I've covered the most recent Shawn Lov projects before, but this is the perfect Week to go back and look at his most recognized record.  If you go through his catalog now, it's not his first release, but basically any of the earlier stuff is online-only material that most fans have been discovering in retrospect.  This was his vinyl debut, produced by Tony D in 1999 on his own Cha-Ching Records label.  And this is really when he started appearing on diggers' radars, in no small part because it had a real Eminem vibe just as the Eminem craze was blowing up.

I don't mean to say that Shawn was like an Eminem clone; this is no Dasit situation.  Even in his super early stuff, Shawn was very much his own artist.  And I know there was a bit of a kerfuffle for a while about every white MC getting compared to Eminem and accusing them all of sounding alike, a la Asher Roth's "As I Em."  But first of all, Asher did come out with Em's sound, and secondly, that complaint is kinda B.S.  Nobody ever said Vanilla Ice sounded like The Beastie Boys or the Insane Clown Posse sounded like 3rd Bass.  In fact, at the time, Eminem was getting a lot of his signature style from The Outsidaz.  But ever since I first heard this single, you're going to have a hard time convincing Tony D didn't put Shawn on thinking he was catching a little bit of the Eminem wave with this kid.

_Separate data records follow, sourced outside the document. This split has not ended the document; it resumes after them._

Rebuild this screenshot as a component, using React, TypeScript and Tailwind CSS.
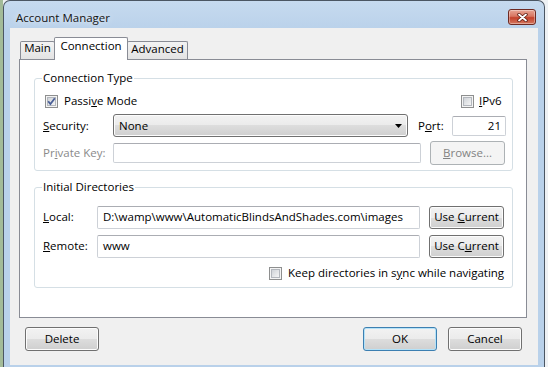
import React from "react";

const btn =
  "flex items-center justify-center rounded-[3px] border border-[#707070] bg-[linear-gradient(#f2f2f2_0%,#ebebeb_50%,#dddddd_50%,#cfcfcf_100%)] shadow-[inset_0_0_0_1px_#fcfcfc] text-black";

const input =
  "flex items-center bg-white border border-[#cdd1d7] border-t-[#abadb3] rounded-[2px]";

function CheckBox({ checked }: { checked?: boolean }) {
  return (
    <svg width="13" height="13" viewBox="0 0 13 13" className="shrink-0">
      <defs>
        <linearGradient id="cbg" x1="0" y1="0" x2="1" y2="1">
          <stop offset="0" stopColor="#cdd1d6" />
          <stop offset="1" stopColor="#f7f7f7" />
        </linearGradient>
      </defs>
      <rect x="0.5" y="0.5" width="12" height="12" fill="#f4f4f4" stroke="#8e8f8f" />
      <rect x="2.5" y="2.5" width="8" height="8" fill="url(#cbg)" stroke="#b3b7bd" />
      {checked && (
        <path d="M3.2 6.2 L5.4 9 L9.8 3.2" stroke="#4a5f97" strokeWidth="1.8" fill="none" />
      )}
    </svg>
  );
}

export default function App() {
  return (
    <div className="w-[548px] h-[367px] overflow-hidden flex bg-[#eef1f4] [font-family:'Open_Sans',sans-serif] text-[11.5px] leading-[16px] text-black">
      <div className="w-[3px] h-full bg-[#a3bb98]" />
      <div className="w-[542px] h-[367px] flex flex-col border-x border-t border-[#4b5663] rounded-t-[7px] bg-[linear-gradient(#c6daef_0px,#b9d1ea_30px,#b9d1ea_100%)]">
        {/* title bar */}
        <div className="h-[27px] flex items-start justify-between pl-[12px] pr-[8px]">
          <span className="mt-[9px] text-[#141414] [text-shadow:0_0_6px_rgba(255,255,255,0.9)]">
            Account Manager
          </span>
          <div className="mt-[8px] w-[28px] h-[16px] rounded-[3px] border border-[#6e2a22] bg-[linear-gradient(#e8a595_0%,#d87560_45%,#c3412b_55%,#d4775f_100%)] shadow-[inset_0_0_0_1px_rgba(255,255,255,0.35)] flex items-center justify-center">
            <svg width="11" height="9" viewBox="0 0 11 9">
              <path d="M2 1.5 L9 7.5 M9 1.5 L2 7.5" stroke="#5a1a10" strokeWidth="3.4" strokeLinecap="round" />
              <path d="M2 1.5 L9 7.5 M9 1.5 L2 7.5" stroke="#ffffff" strokeWidth="1.8" strokeLinecap="round" />
            </svg>
          </div>
        </div>

        {/* client area */}
        <div className="flex-1 mx-[6px] mb-[2px] bg-[#f0f0f0] flex flex-col pt-[9px]">
          {/* tabs */}
          <div className="flex items-end h-[22px] ml-[10px]">
            <div className="w-[35px] h-[18px] border border-b-0 border-[#898c95] rounded-t-[2px] bg-[linear-gradient(#f3f3f3,#e3e3e3)] flex justify-center pt-[0px] leading-[12px]">
              Main
            </div>
            <div className="-ml-px relative z-10 w-[74px] h-[23px] -mb-px border border-b-0 border-[#898c95] rounded-t-[2px] bg-white flex justify-center pt-[2px] leading-[12px]">
              Connection
            </div>
            <div className="-ml-px w-[61px] h-[18px] border border-b-0 border-[#898c95] rounded-t-[2px] bg-[linear-gradient(#f3f3f3,#e3e3e3)] flex justify-center pt-[1px] leading-[12px]">
              Advanced
            </div>
          </div>

          {/* panel */}
          <div className="ml-[9px] w-[508px] h-[259px] border border-[#898c95] bg-white flex flex-col pt-[10px]">
            <fieldset className="ml-[14px] w-[479px] border border-[#d5dfe5] rounded-[3px] pl-[8px] pb-[5px]">
              <legend className="-ml-px px-px">Connection Type</legend>
              <div className="h-[20px] mt-[5px] flex items-center">
                <div className="w-[416px] flex items-center">
                  <span className="ml-[2px]"><CheckBox checked /></span>
                  <span className="ml-[6px]">
                    Passi<u>v</u>e Mode
                  </span>
                </div>
                <span className="ml-[2px]"><CheckBox /></span>
                <span className="ml-[5px]">
                  <u>I</u>Pv6
                </span>
              </div>
              <div className="h-[23px] mt-[3px] flex items-center">
                <span className="w-[70px]">
                  <u>S</u>ecurity:
                </span>
                <div className="w-[295px] h-[23px] rounded-[3px] border border-[#707070] bg-[linear-gradient(#f2f2f2_0%,#ebebeb_50%,#dddddd_50%,#cfcfcf_100%)] shadow-[inset_0_0_0_1px_#fcfcfc] flex items-center justify-between pl-[5px] pr-[5px]">
                  <span>None</span>
                  <svg width="7" height="4" viewBox="0 0 7 4">
                    <path d="M0 0 H7 L3.5 4 Z" fill="#000" />
                  </svg>
                </div>
                <span className="ml-[10px] w-[34px]">
                  P<u>o</u>rt:
                </span>
                <div className={`${input} w-[54px] h-[20px] justify-end pr-[4px]`}>21</div>
              </div>
              <div className="h-[24px] mt-[4px] flex items-center">
                <span className="w-[70px] text-[#8a8a8a]">
                  Pr<u>i</u>vate Key:
                </span>
                <div className={`${input} w-[308px] h-[20px]`} />
                <div className="ml-[9px] w-[75px] h-[24px] rounded-[3px] border border-[#adb2b5] bg-[#f4f4f4] flex items-center justify-center text-[#838383]">
                  <span>
                    <u>B</u>rowse...
                  </span>
                </div>
              </div>
            </fieldset>

            <fieldset className="mt-[8px] ml-[14px] w-[479px] border border-[#d5dfe5] rounded-[3px] pl-[8px] pb-[6px]">
              <legend className="-ml-px px-px">Initial Directories</legend>
              <div className="h-[24px] mt-[10px] flex items-center">
                <span className="w-[54px]">
                  <u>L</u>ocal:
                </span>
                <div className={`${input} w-[323px] h-[23px] pl-[5px]`}>
                  {"D:\\wamp\\www\\AutomaticBlindsAndShades.com\\images"}
                </div>
                <div className={`${btn} ml-[9px] w-[75px] h-[23px]`}>
                  <span>
                    Use <u>C</u>urrent
                  </span>
                </div>
              </div>
              <div className="h-[24px] mt-[5px] flex items-center">
                <span className="w-[54px]">
                  <u>R</u>emote:
                </span>
                <div className={`${input} w-[323px] h-[23px] pl-[5px]`}>www</div>
                <div className={`${btn} ml-[9px] w-[75px] h-[23px]`}>
                  <span>
                    Use C<u>u</u>rrent
                  </span>
                </div>
              </div>
              <div className="h-[16px] mt-[7px] flex items-center pl-[226px]">
                <CheckBox />
                <span className="ml-[6px]">
                  Keep directories in s<u>y</u>nc while navigating
                </span>
              </div>
            </fieldset>
          </div>

          {/* bottom buttons */}
          <div className="mt-[9px] flex items-center pl-[15px] pr-[16px]">
            <div className={`${btn} w-[74px] h-[24px]`}>Delete</div>
            <div className="ml-auto w-[74px] h-[24px] rounded-[3px] border border-[#3c7fb1] bg-[linear-gradient(#f2f2f2_0%,#ebebeb_50%,#dddddd_50%,#cfcfcf_100%)] shadow-[inset_0_0_0_1px_#b4e2f8] flex items-center justify-center">
              OK
            </div>
            <div className={`${btn} ml-[11px] w-[74px] h-[24px]`}>Cancel</div>
          </div>
        </div>
      </div>
      <div className="w-[3px] h-full bg-[#eef1f4]" />
    </div>
  );
}
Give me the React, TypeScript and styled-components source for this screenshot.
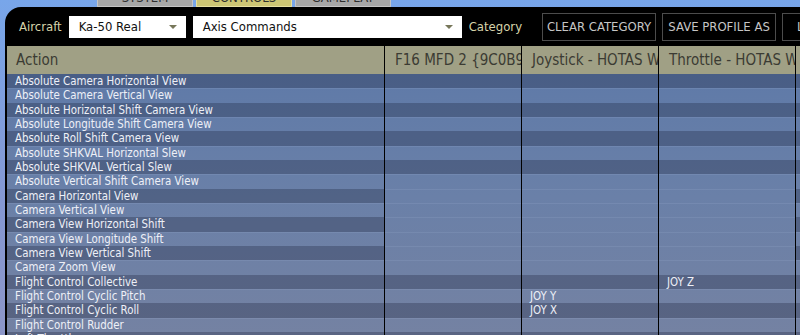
import React from "react";
import styled, { createGlobalStyle } from "styled-components";

const FONT = `"DejaVu Sans Condensed", "DejaVu Sans", sans-serif`;

const GlobalStyle = createGlobalStyle`
  html, body {
    margin: 0;
    padding: 0;
    overflow: hidden;
    background: #7fa3e0;
  }
`;

const Page = styled.div`
  width: 800px;
  height: 335px;
  overflow: hidden;
  display: flex;
  flex-direction: column;
  background: linear-gradient(to bottom, #78a6ea 0%, #8598d2 60%, #8c96c8 100%);
  font-family: ${FONT};
  font-stretch: condensed;
`;

const TabBar = styled.div`
  display: flex;
  gap: 3px;
  height: 7px;
  padding-left: 97px;
  flex: none;
`;

const Tab = styled.div<{ $active?: boolean }>`
  width: 94px;
  height: 6px;
  overflow: hidden;
  background: ${(p) => (p.$active ? "#cdc574" : "#a7a7a7")};
  border: 1px solid ${(p) => (p.$active ? "#e6dfa0" : "#c4c4c4")};
  border-top: none;
  color: #2e2e2e;
  font-size: 13px;
  text-align: center;
`;

const TabLabel = styled.span`
  display: block;
  line-height: 13px;
  margin-top: -9px;
`;

const Panel = styled.div`
  flex: 1;
  width: 1000px;
  margin-left: 5px;
  padding-left: 2px;
  background: #000;
  border-top-left-radius: 16px;
  display: flex;
  flex-direction: column;
`;

const Toolbar = styled.div`
  display: flex;
  align-items: center;
  height: 39px;
  padding-left: 12px;
  flex: none;
`;

const Label = styled.span<{ $gap: number }>`
  color: #d6d3aa;
  font-size: 13px;
  margin-right: ${(p) => p.$gap}px;
  white-space: nowrap;
`;

const Select = styled.div<{ $w: number }>`
  width: ${(p) => p.$w}px;
  height: 22px;
  box-sizing: border-box;
  background: #fff;
  display: flex;
  align-items: center;
  padding-left: 10px;
  margin-right: 7px;
  color: #111;
  font-size: 13px;
  flex: none;
`;

const Arrow = styled.span`
  margin-left: auto;
  margin-right: 9px;
  width: 0;
  height: 0;
  border-left: 4px solid transparent;
  border-right: 4px solid transparent;
  border-top: 4px solid #77775a;
`;

const Button = styled.button`
  width: 114px;
  height: 28px;
  margin-right: 6px;
  padding: 0;
  background: #000;
  border: 1px solid #4c4c4c;
  color: #c6c6c6;
  font-family: ${FONT};
  font-stretch: condensed;
  font-size: 13px;
  white-space: nowrap;
  overflow: hidden;
  flex: none;
`;

const COLS = "377px repeat(4, 137px)";

const Table = styled.div`
  display: flex;
  flex-direction: column;
  flex: 1;
`;

const HeaderRow = styled.div`
  display: grid;
  grid-template-columns: ${COLS};
  height: 28px;
  background: #a0a085;
  flex: none;
`;

const HeaderCell = styled.div<{ $first?: boolean }>`
  border-left: ${(p) => (p.$first ? "none" : "1px solid #000")};
  padding-left: ${(p) => (p.$first ? 9 : 10)}px;
  padding-top: 1px;
  line-height: 27px;
  font-size: 15px;
  color: #3b3b33;
  white-space: nowrap;
  overflow: hidden;
`;

const Body = styled.div`
  flex: 1;
  background: linear-gradient(to bottom, #5f7aa8 0%, #6a80a8 45%, #7582a2 100%);
`;

const Row = styled.div`
  display: grid;
  grid-template-columns: ${COLS};
  height: 14.33px;
`;

const Cell = styled.div<{ $dark: boolean; $first?: boolean }>`
  background: ${(p) => (p.$dark ? "rgba(10, 16, 40, 0.26)" : "transparent")};
  box-shadow: ${(p) =>
    p.$dark ? "none" : "inset 0 1px 0 rgba(190, 205, 240, 0.12)"};
  border-left: ${(p) => (p.$first ? "none" : "1px solid #000")};
  padding-left: 8px;
  line-height: 14.33px;
  font-size: 11.4px;
  color: #eef0f7;
  white-space: nowrap;
  overflow: hidden;
`;

const actions = [
  "Absolute Camera Horizontal View",
  "Absolute Camera Vertical View",
  "Absolute Horizontal Shift Camera View",
  "Absolute Longitude Shift Camera View",
  "Absolute Roll Shift Camera View",
  "Absolute SHKVAL Horizontal Slew",
  "Absolute SHKVAL Vertical Slew",
  "Absolute Vertical Shift Camera View",
  "Camera Horizontal View",
  "Camera Vertical View",
  "Camera View Horizontal Shift",
  "Camera View Longitude Shift",
  "Camera View Vertical Shift",
  "Camera Zoom View",
  "Flight Control Collective",
  "Flight Control Cyclic Pitch",
  "Flight Control Cyclic Roll",
  "Flight Control Rudder",
  "Left Throttle",
];

const devices = [
  "F16 MFD 2 {9C0B9A40-4D5E-11E8}",
  "Joystick - HOTAS Warthog",
  "Throttle - HOTAS Warthog",
  "Saitek Pro Flight Rudder",
];

const bindings: Record<number, string[]> = {
  14: ["", "", "JOY Z", ""],
  15: ["", "JOY Y", "", ""],
  16: ["", "JOY X", "", ""],
};

const plainRows = new Set([8, 9, 10, 11, 12, 13]);

export default function App() {
  return (
    <Page>
      <GlobalStyle />
      <TabBar>
        <Tab>
          <TabLabel>SYSTEM</TabLabel>
        </Tab>
        <Tab $active>
          <TabLabel>CONTROLS</TabLabel>
        </Tab>
        <Tab>
          <TabLabel>GAMEPLAY</TabLabel>
        </Tab>
      </TabBar>
      <Panel>
        <Toolbar>
          <Label $gap={7}>Aircraft</Label>
          <Select $w={117}>
            Ka-50 Real
            <Arrow />
          </Select>
          <Select $w={269}>
            Axis Commands
            <Arrow />
          </Select>
          <Label $gap={20}>Category</Label>
          <Button>CLEAR CATEGORY</Button>
          <Button>SAVE PROFILE AS</Button>
          <Button>LOAD PROFILE</Button>
        </Toolbar>
        <Table>
          <HeaderRow>
            <HeaderCell $first>Action</HeaderCell>
            {devices.map((d) => (
              <HeaderCell key={d}>{d}</HeaderCell>
            ))}
          </HeaderRow>
          <Body>
            {actions.map((a, i) => {
              const dark = i % 2 === 0;
              const b = bindings[i] || ["", "", "", ""];
              return (
                <Row key={a}>
                  <Cell $first $dark={dark}>
                    {a}
                  </Cell>
                  {b.map((v, j) => (
                    <Cell
                      key={j}
                      $dark={dark && (j === 3 || !plainRows.has(i))}
                    >
                      {v}
                    </Cell>
                  ))}
                </Row>
              );
            })}
          </Body>
        </Table>
      </Panel>
    </Page>
  );
}
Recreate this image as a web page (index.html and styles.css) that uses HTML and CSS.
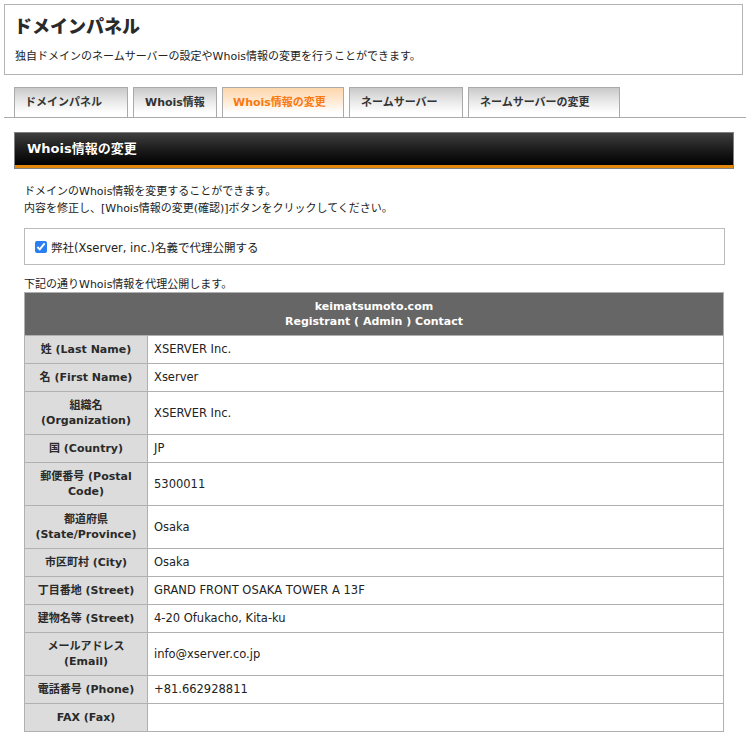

And to be clear, that's not a bad thing.  When people were saying The Wizard of Rap sounded like Rakim in '89, that wasn't their way of saying, "waiter, take this back to the kitchen."  It was more of a reason why "you gotta get this record!"  Eminem is still one of the most respected rappers around, but there was no better time to sound like Em than '97-2000.  That was his peak.  Think about it: Tony D producing an indie 12" for Eminem back then, wouldn't you want to hear that?  Well, you almost kinda sorta can.

So let's finally talk about this record for a minute.  The first song "That's What's Up," is just a fun, punchline heavy battle freestyle rhymes over a bouncy beat.  And yeah he sounds like Eminem sounding like The Outsidaz... his voice with the higher pitch, the way he races from line to line, changing voices to respond to himself.  But then the B-side, "Respect This," is less so.  He sounds more like himself here, more natural.  The beat is heavier, too, and the rhymes are less jokey.  He's free of the influence, and actually I think this song has aged much better for it.  In 2017, this is really the song I mostly revisit the vinyl for.

But there's one more song, called "Pathetic," and I think this is actually his most Em influenced sounding of all.  Instrumentally, it's not.  Tony D lays down a cool and jazzy but very familiar track.  But then Shawn comes actually sounding like he's doing a deliberate Emzy impression on this song.  The way he packs syllables into punchlines, pitches up on the hook and again changes voices is all so much like "Just Don't Give a Fuck."  It's almost like Tony made a smoothed out remix with Em's Acapella.

Now, let's head over to Shawn's bandcamp page, because he wrote out some cool descriptions for all his back catalog, and I'm curious what he says about this.  The songs here were only physically released on this 12", but he has a whole mp3-only album (or maybe there was a rare CD?) of these sessions he recorded with Tony D called The G.O.D. LP, and all three songs are on it.  One quote from there kind of confirms my theory, at least partially: "Recorded in 1998... The G.O.D. was the album that was intended to introduce Shawn Lov to the Hip-Hop world at a time when there were no other 'White' Emcees with comparable talents."  Pay particular attention to the "recorded in 1998" part, because he also writes, "I'm Pathetic,' a self-deprecating song created a year before Eminem came along, who enjoyed global success using the same humorous shtick."  I'm glad to see this because it shows I'm not the only one drawing the Eminem connection.  But more to the point, the 12" was released in '99, but these songs were recorded in 1998.  Okay.  And what year did The Slim Shady EP come out and make the underground scene go crazy?  1997.  So my timeline holds up.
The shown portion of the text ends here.